In her detailed narrative - which manages to be a surprisingly quick read, - Seierstad outlines the war's historic context, dedicates a chapter to the oft-forgotten deportation of Chechens into Kazakhstan, spends time on the plight of Russia's military, and interviews people in positions both high and low. She is an admirable reporter who, in keeping with the best of her profession, seems devoid of fear for her own safety. In addition, her eye for the human side of things makes the book a far more compelling story than most articles published about Chechnya these days.

That said, Seierstad is no superwoman: In the end, she falls victim to the same vices observed among most Western journalists covering emergency situations all throughout the non-Western world. Entire chapters are dedicated to a subtle ridicule of post-war Chechnya. People raised in the comfort and righteousness of the world's more "successful" countries (of the United States or Norway variety) seem to find themselves repeatedly incapable to understand that post-conflict societies cannot flip a switch and become law-abiding playgrounds of free thought.

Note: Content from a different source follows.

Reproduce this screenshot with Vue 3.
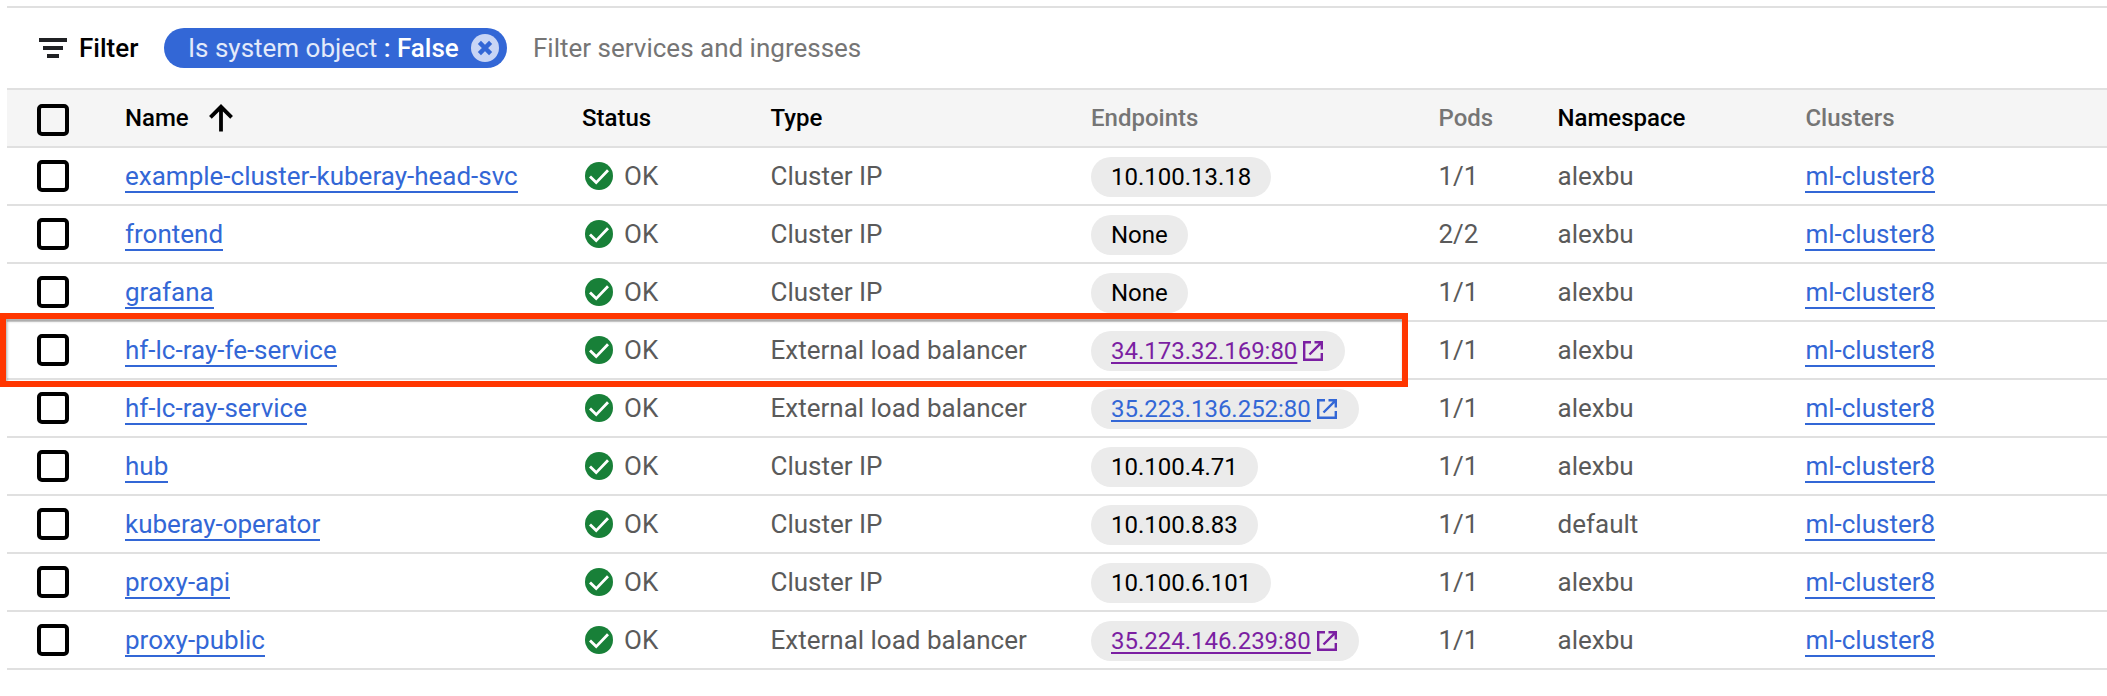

Perhaps the details of Grozny's cumbersome bureaucracy and numerous (but laughably mission-less) administrative institutions are an attempt by Seierstad to return to the impersonal, fact-based journalistic style missing from the book's first section. Or, they may be another stroke of paint meant to highlight the ridicule of politics in the face of Chechnya's human tragedy. In either case, Seierstad shows surprisingly little sympathy for the average resident of Grozny when she describes their avid enthusiasm for Ramzan Kadyrov, the republic's new (puppet) president. To someone who has lived through political upheaval, it becomes painfully obvious that she is missing the link between a population's suffering and its elemental need for heroes - be they corrupt or true - in the disaster's aftermath.